Nor does the Due Process clause vest in economic actors a right to be free from government intrusion. There was a time when it was just that kind of a safe haven. See Lochner, 198 U.S. at 45. Those days are over, so long as government regulation is “rational.” See West Coast Hotel Co. v. Parrish, 300 U.S. 379 (1937); see also U.S. v. Carolene Prods. Co., 304 U.S. 144 (1938). Welfare provisions like minimum wage laws are here to stay, and there’s nothing “socialist” about them.

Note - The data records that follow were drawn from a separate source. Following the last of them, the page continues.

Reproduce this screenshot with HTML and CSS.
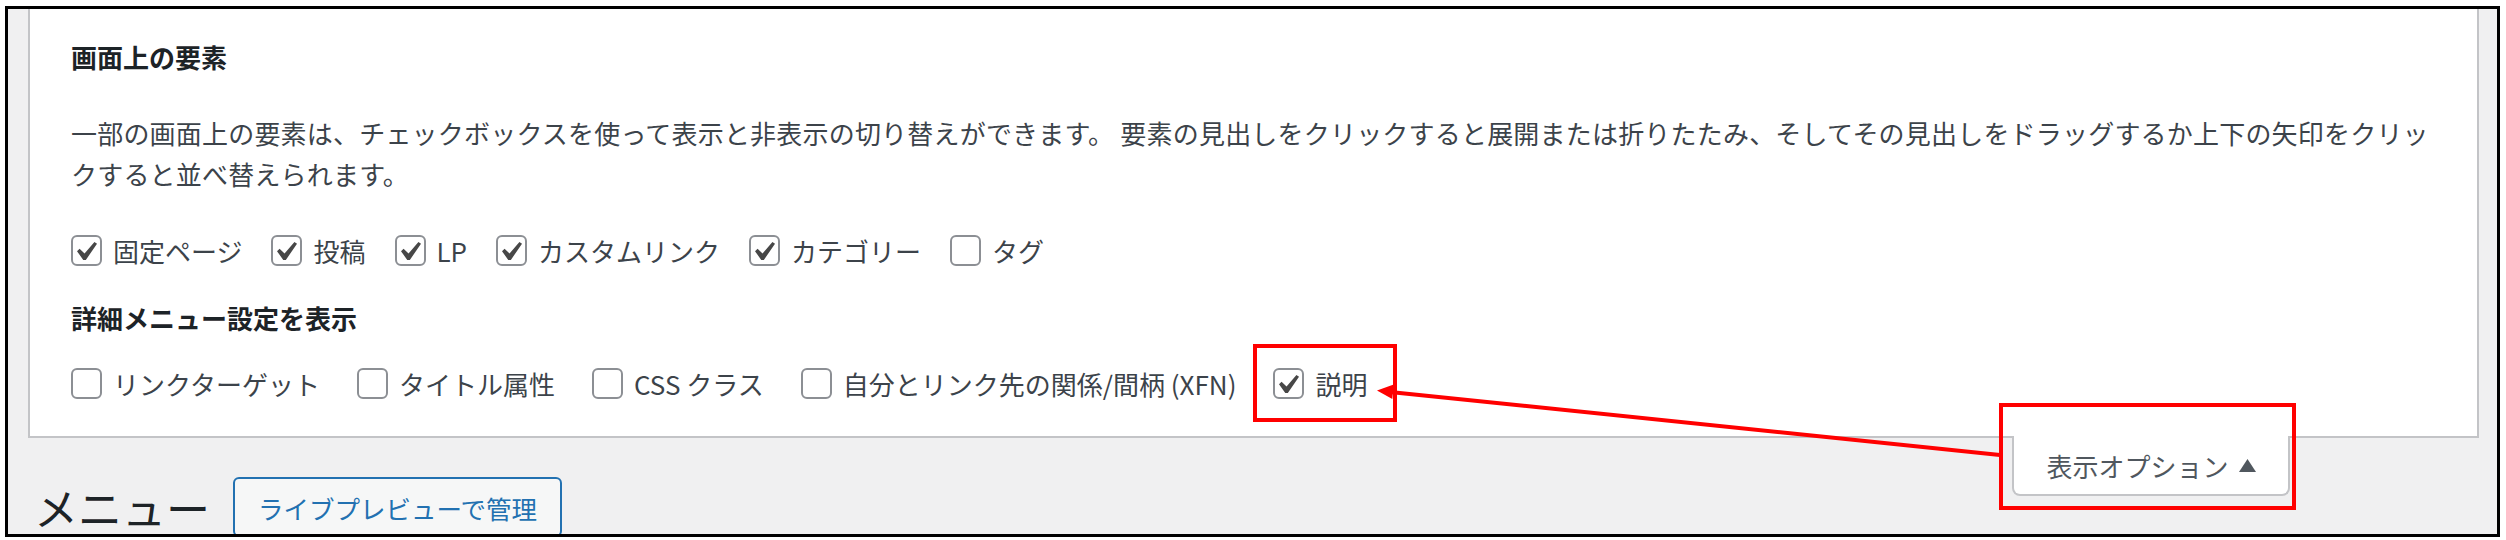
FILE: index.html
```html
<!DOCTYPE html>
<html lang="ja">
<head>
<meta charset="utf-8">
<title>メニュー</title>
<link rel="stylesheet" href="styles.css">
</head>
<body>
<div class="frame">
  <div class="screen">
    <section class="panel">
      <h5 class="panel-title">画面上の要素</h5>
      <p class="panel-desc">一部の画面上の要素は、チェックボックスを使って表示と非表示の切り替えができます。 要素の見出しをクリックすると展開または折りたたみ、そしてその見出しをドラッグするか上下の矢印をクリックすると並べ替えられます。</p>
      <div class="prefs prefs-boxes">
        <label class="pref"><span class="cb"><svg viewBox="3.69 2.29 14.03 14.03"><path d="M14.83 4.89l1.34.94-5.81 8.38H9.02L5.78 9.67l1.34-1.25 2.57 2.4z"/></svg></span>固定ページ</label>
        <label class="pref"><span class="cb"><svg viewBox="3.69 2.29 14.03 14.03"><path d="M14.83 4.89l1.34.94-5.81 8.38H9.02L5.78 9.67l1.34-1.25 2.57 2.4z"/></svg></span>投稿</label>
        <label class="pref"><span class="cb"><svg viewBox="3.69 2.29 14.03 14.03"><path d="M14.83 4.89l1.34.94-5.81 8.38H9.02L5.78 9.67l1.34-1.25 2.57 2.4z"/></svg></span>LP</label>
        <label class="pref"><span class="cb"><svg viewBox="3.69 2.29 14.03 14.03"><path d="M14.83 4.89l1.34.94-5.81 8.38H9.02L5.78 9.67l1.34-1.25 2.57 2.4z"/></svg></span>カスタムリンク</label>
        <label class="pref"><span class="cb"><svg viewBox="3.69 2.29 14.03 14.03"><path d="M14.83 4.89l1.34.94-5.81 8.38H9.02L5.78 9.67l1.34-1.25 2.57 2.4z"/></svg></span>カテゴリー</label>
        <label class="pref"><span class="cb"></span>タグ</label>
      </div>
      <h5 class="panel-title sub">詳細メニュー設定を表示</h5>
      <div class="prefs prefs-advanced">
        <label class="pref"><span class="cb"></span>リンクターゲット</label>
        <label class="pref"><span class="cb"></span>タイトル属性</label>
        <label class="pref"><span class="cb"></span>CSS クラス</label>
        <label class="pref"><span class="cb"></span>自分とリンク先の関係/間柄 (XFN)</label>
        <label class="pref"><span class="cb"><svg viewBox="3.69 2.29 14.03 14.03"><path d="M14.83 4.89l1.34.94-5.81 8.38H9.02L5.78 9.67l1.34-1.25 2.57 2.4z"/></svg></span>説明</label>
      </div>
    </section>
    <div class="page-head">
      <div class="title-group">
        <h1 class="page-title">メニュー</h1>
        <a class="title-action" href="#">ライブプレビューで管理</a>
      </div>
      <button class="screen-tab" type="button">表示オプション<svg class="tri" viewBox="0 0 17 13"><polygon points="8.5,0 17,13 0,13"/></svg></button>
    </div>
  </div>
</div>
<svg class="annot" viewBox="0 0 2506 540" width="2506" height="540">
  <rect x="1255" y="346" width="140" height="74" fill="none" stroke="#ff0000" stroke-width="4"/>
  <rect x="2001" y="405" width="293" height="103" fill="none" stroke="#ff0000" stroke-width="4"/>
  <line x1="2000" y1="455" x2="1390" y2="392" stroke="#ff0000" stroke-width="4"/>
  <polygon points="1377,390.5 1393.7,384.5 1392.3,399" fill="#ff0000"/>
</svg>
</body>
</html>
```

FILE: styles.css
```css
html, body {
  margin: 0;
  padding: 0;
}

body {
  position: relative;
  width: 2506px;
  height: 540px;
  overflow: hidden;
  background: #ffffff;
  font-family: "Noto Sans CJK JP", "Noto Sans", sans-serif;
  color: #3c434a;
}

.frame {
  box-sizing: border-box;
  width: 2495px;
  height: 531px;
  margin: 6px 0 0 5px;
  border: 3px solid #000000;
  background: #f0f0f1;
  overflow: hidden;
}

.panel {
  margin: 0 18px 0 20px;
  background: #ffffff;
  border: 2px solid #c3c4c7;
  border-top: 0;
  padding: 28px 30px 32px 41px;
}

.panel-title {
  margin: 0;
  font-size: 26px;
  line-height: 40px;
  font-weight: 700;
  color: #1d2327;
}

.panel-title.sub {
  margin-top: 27px;
}

.panel-desc {
  margin: 35px 0 0;
  font-size: 26px;
  line-height: 41px;
  letter-spacing: 0.2px;
  color: #3c434a;
}

.prefs {
  display: flex;
  align-items: center;
  height: 41px;
}

.prefs-boxes {
  margin-top: 36px;
  gap: 29px;
}

.prefs-advanced {
  margin-top: 25px;
  gap: 37px;
}

.pref {
  display: flex;
  align-items: center;
  gap: 11px;
  font-size: 26px;
  line-height: 41px;
  color: #3c434a;
  white-space: nowrap;
}

.cb {
  box-sizing: border-box;
  display: flex;
  width: 31px;
  height: 31px;
  flex: none;
  border: 2px solid #8c8f94;
  border-radius: 6px;
  background: #ffffff;
}

.cb svg {
  width: 27px;
  height: 27px;
  fill: #474747;
}

.page-head {
  display: flex;
  align-items: flex-start;
}

.title-group {
  display: flex;
  align-items: center;
  gap: 23px;
  height: 60px;
  margin: 39px 0 0 26px;
}

.page-title {
  margin: 0;
  font-size: 44px;
  font-weight: 400;
  line-height: 46px;
  color: #1d2327;
}

.title-action {
  box-sizing: border-box;
  display: flex;
  align-items: center;
  height: 60px;
  padding: 0 23px;
  border: 2px solid #2271b1;
  border-radius: 6px;
  background: #f6f7f7;
  color: #2271b1;
  font-size: 25.5px;
  text-decoration: none;
}

.screen-tab {
  box-sizing: border-box;
  display: flex;
  align-items: center;
  justify-content: center;
  gap: 10px;
  width: 278px;
  height: 60px;
  margin: -2px 207px 0 auto;
  padding: 0;
  border: 2px solid #c3c4c7;
  border-top: 0;
  border-radius: 0 0 8px 8px;
  background: #ffffff;
  font-family: inherit;
  font-size: 26px;
  color: #50575e;
}

.tri {
  width: 17px;
  height: 13px;
  fill: #50575e;
}

.annot {
  position: absolute;
  top: 0;
  left: 0;
  pointer-events: none;
}
```
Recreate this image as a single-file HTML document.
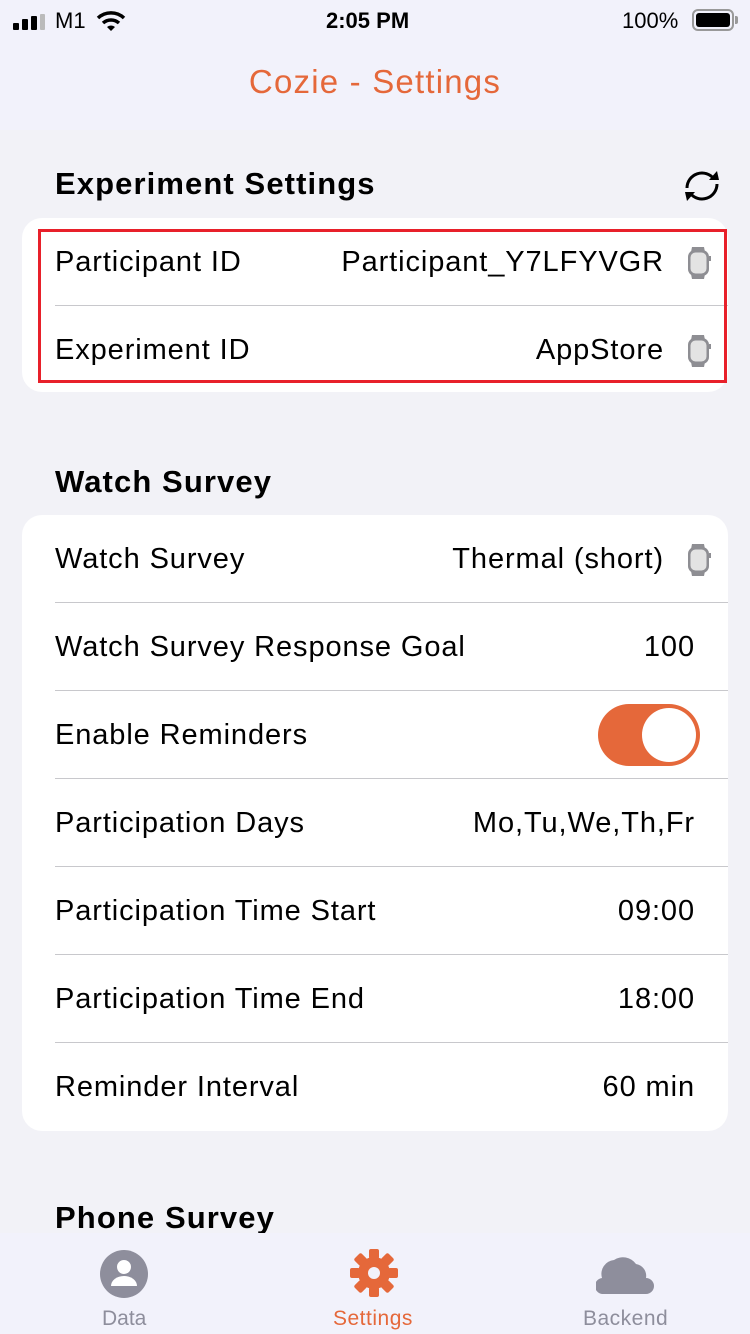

Indeed, the Constitution mentions private property only twice in the entire document – first, in the “Takings Clause” of the Fifth Amendment, which nonetheless suborns property rights to the general welfare in some key situations, see Kelo v. City of New London, 545 U.S. 469 (2005), and the Contract Clause, which prevents the government from “impairing the Obligations of Contract.” U.S. Const., Art. I, § 10, cl. 1. But this protection, too, is more illusory than real, and also can be defeated by a sufficiently compelling public need. Home Building & Loan Association v. Blaisdell, 290 U.S. 398 (1934). Socialism!!
At the root of the far-right’s sudden rediscovery of the Constitution is the idea that the Constitution sharply curtails government action on matters economic, or always prefers private property over public need. This may have been true in 1920. It is no longer true today, and we are better for it. The Constitution has changed over time, from a document that protected private property above all else, to a document that, today, protects minorities from legislative caprice and the “tyranny of the majority.” There’s nothing wrong with that. The Founders never intended to cryogenically freeze 1789’s America. Rather, they meant America to grow, within limits, beyond which the current administration has emphatically not transgressed.
[W]e must never forget that it is a Constitution we are expounding. McCullough v. Maryland, 17 U.S. 316, 407 (1819).